Let us pray for you now:
Heavenly Father, we come before You on behalf of our sister, lifting her heart to You. Lord, You know the desires of her heart, and You see the years of faithful waiting. We ask that You would open the doors You have ordained for her, bringing her together with the husband You have prepared. Give her patience in the waiting and peace in the unknown. Strengthen her faith when loneliness creeps in, and remind her that You are her true comfort.
Father, we ask for wisdom and discernment regarding the man she is getting to know. If he is the one, make a way for them to come together in a manner that glorifies You. If he is not, close the door gently and protect her heart from unnecessary pain. Lord, we also pray for her fears about age and children. Remind her that You are the God of the impossible, and Your timing is perfect. Fill her with hope and joy as she waits on You.
We rebuke any spirit of discouragement or doubt that seeks to steal her peace. We declare that her future is secure in You, and that You have plans for her welfare and not for evil, to give her a future and a hope (Jeremiah 29:11). May she continue to delight in You, trusting that You will fulfill the desires of her heart in Your perfect timing.
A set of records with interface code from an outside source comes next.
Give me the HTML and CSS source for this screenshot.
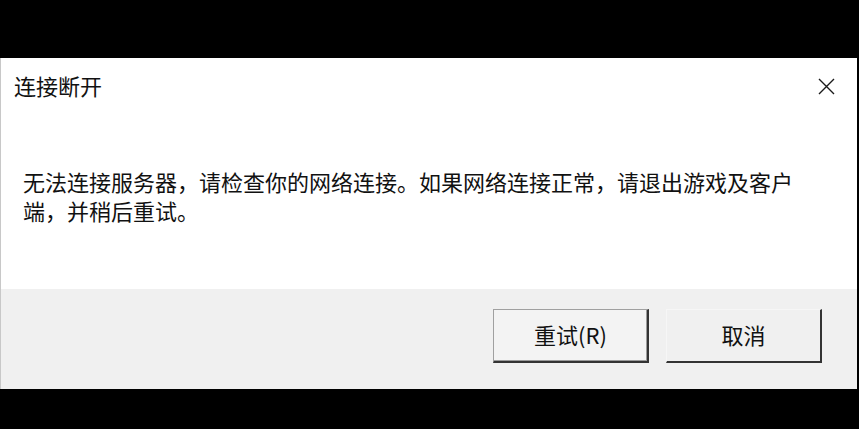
FILE: index.html
```html
<!DOCTYPE html>
<html lang="zh-CN">
<head>
<meta charset="utf-8">
<title>连接断开</title>
<link rel="stylesheet" href="styles.css">
</head>
<body>
<div class="dialog">
  <div class="main">
    <div class="titlebar">
      <div class="title">连接断开</div>
      <div class="close" aria-label="关闭">
        <svg width="17" height="17" viewBox="0 0 17 17"><path d="M1 1 L16 16 M16 1 L1 16" stroke="#1a1a1a" stroke-width="1.4" fill="none"/></svg>
      </div>
    </div>
    <div class="message">无法连接服务器，请检查你的网络连接。如果网络连接正常，请退出游戏及客户端，并稍后重试。</div>
  </div>
  <div class="footer">
    <button class="btn btn-default">重试(R)</button>
    <button class="btn btn-cancel">取消</button>
  </div>
</div>
</body>
</html>
```
FILE: styles.css
```css
html, body {
  margin: 0;
  padding: 0;
  background: #000;
}
body {
  width: 859px;
  height: 429px;
  overflow: hidden;
  padding-top: 58px;
  box-sizing: border-box;
  font-family: "Noto Sans CJK SC", "Noto Sans", sans-serif;
  color: #111;
}
.dialog {
  width: 857px;
  height: 331px;
  background: #fff;
  border-left: 1px solid #c8c8c8;
  box-sizing: border-box;
  display: flex;
  flex-direction: column;
}
.main {
  height: 231px;
  display: flex;
  flex-direction: column;
}
.titlebar {
  display: flex;
  justify-content: space-between;
  align-items: flex-start;
  padding: 14px 22px 0 13px;
}
.title {
  font-size: 22px;
  line-height: 26px;
}
.close {
  width: 17px;
  height: 17px;
  margin-top: 6px;
}
.close svg { display: block; }
.message {
  margin-top: 69px;
  padding-left: 22px;
  padding-right: 50px;
  font-size: 22px;
  line-height: 29px;
}
.footer {
  flex: 1;
  background: #f0f0f0;
  display: flex;
  justify-content: flex-end;
  align-items: flex-start;
  padding: 20px 35px 0 0;
  gap: 17px;
}
.btn {
  font-family: "Noto Sans CJK SC", "Noto Sans", sans-serif;
  font-size: 22px;
  color: #111;
  width: 156px;
  height: 54px;
  padding: 0 0 3px 0;
  box-sizing: border-box;
  background: #f3f3f3;
  line-height: 1;
}
.btn-default {
  border: 1px solid #a0a0a0;
  border-right: 2px solid #333;
  border-bottom: 2px solid #333;
  box-shadow: inset -1px -1px 0 #9a9a9a;
}
.btn-cancel {
  border: 1px solid #f6f6f6;
  border-right: 2px solid #333;
  border-bottom: 2px solid #333;
  background: #f0f0f0;
}
```
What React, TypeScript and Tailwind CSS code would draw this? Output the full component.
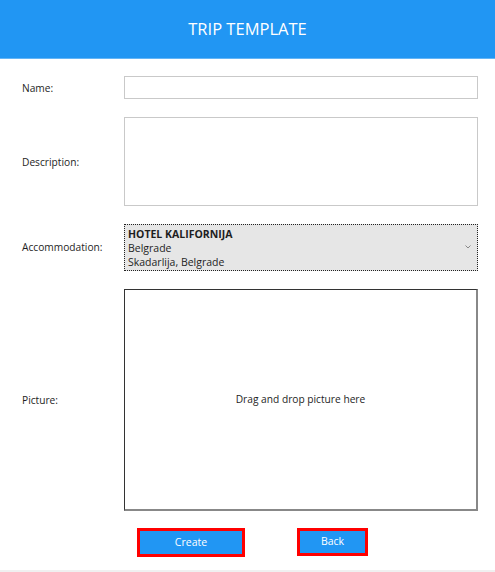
export default function App() {
  const labelFont = { fontFamily: '"Open Sans", "Noto Sans", sans-serif' };
  return (
    <div
      className="w-[495px] h-[572px] bg-white flex flex-col text-[10.2px] text-[#1e1e1e]"
      style={labelFont}
    >
      <div className="h-[59px] bg-[#2196f3] border-b border-[#64b5f6] flex items-center justify-center">
        <span className="text-white text-[16.5px]">TRIP TEMPLATE</span>
      </div>

      <div className="grid grid-cols-[102px_354px] pl-[22px] pt-[17px] gap-y-[18px]">
        <label className="flex items-center pt-[2px]">Name:</label>
        <div className="h-[23px] border border-[#c9c9c9]" />

        <label className="flex items-center pt-[2px]">Description:</label>
        <div className="h-[89px] border border-[#c9c9c9]" />

        <label className="flex items-center pt-[1px]">Accommodation:</label>
        <div className="h-[47px] bg-[#e6e6e6] border border-dotted border-[#222] flex items-center pl-[3px] pr-[6px]">
          <div className="flex-1 flex flex-col leading-[14px] text-[10.5px]">
            <span className="font-bold">HOTEL KALIFORNIJA</span>
            <span>Belgrade</span>
            <span>Skadarlija, Belgrade</span>
          </div>
          <svg width="6" height="4" viewBox="0 0 6 4" className="mb-[2px]">
            <path d="M0.5 0.5 L3 3 L5.5 0.5" fill="none" stroke="#888" strokeWidth="1" />
          </svg>
        </div>

        <label className="flex items-center pt-[1px]">Picture:</label>
        <div className="h-[222px] border border-[#333] border-r-2 border-b-2 border-r-[#888] border-b-[#888] flex items-center justify-center">
          <span>Drag and drop picture here</span>
        </div>
      </div>

      <div className="flex pl-[137px] pt-[17px] gap-[52px]">
        <button className="w-[108px] h-[29px] bg-[#2196f3] border-[3px] border-[#ff0000] text-white text-[10.5px]">
          Create
        </button>
        <button className="w-[71px] h-[28px] bg-[#2196f3] border-[3px] border-[#ff0000] text-white text-[10.5px]">
          Back
        </button>
      </div>

      <div className="mt-auto h-[2px] bg-[#f0f0f0]" />
    </div>
  );
}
In the mighty name of Jesus, we pray. Amen.
Sister, do not lose heart. The Lord is with you, and He has not forgotten you. Continue to seek Him first, and He will direct your steps. You are not alone in this season, and we are standing with you in prayer. Keep your eyes on Jesus, the author and perfecter of your faith, and trust that He is working even when you cannot see it. Your story is far from over, and the best is yet to come.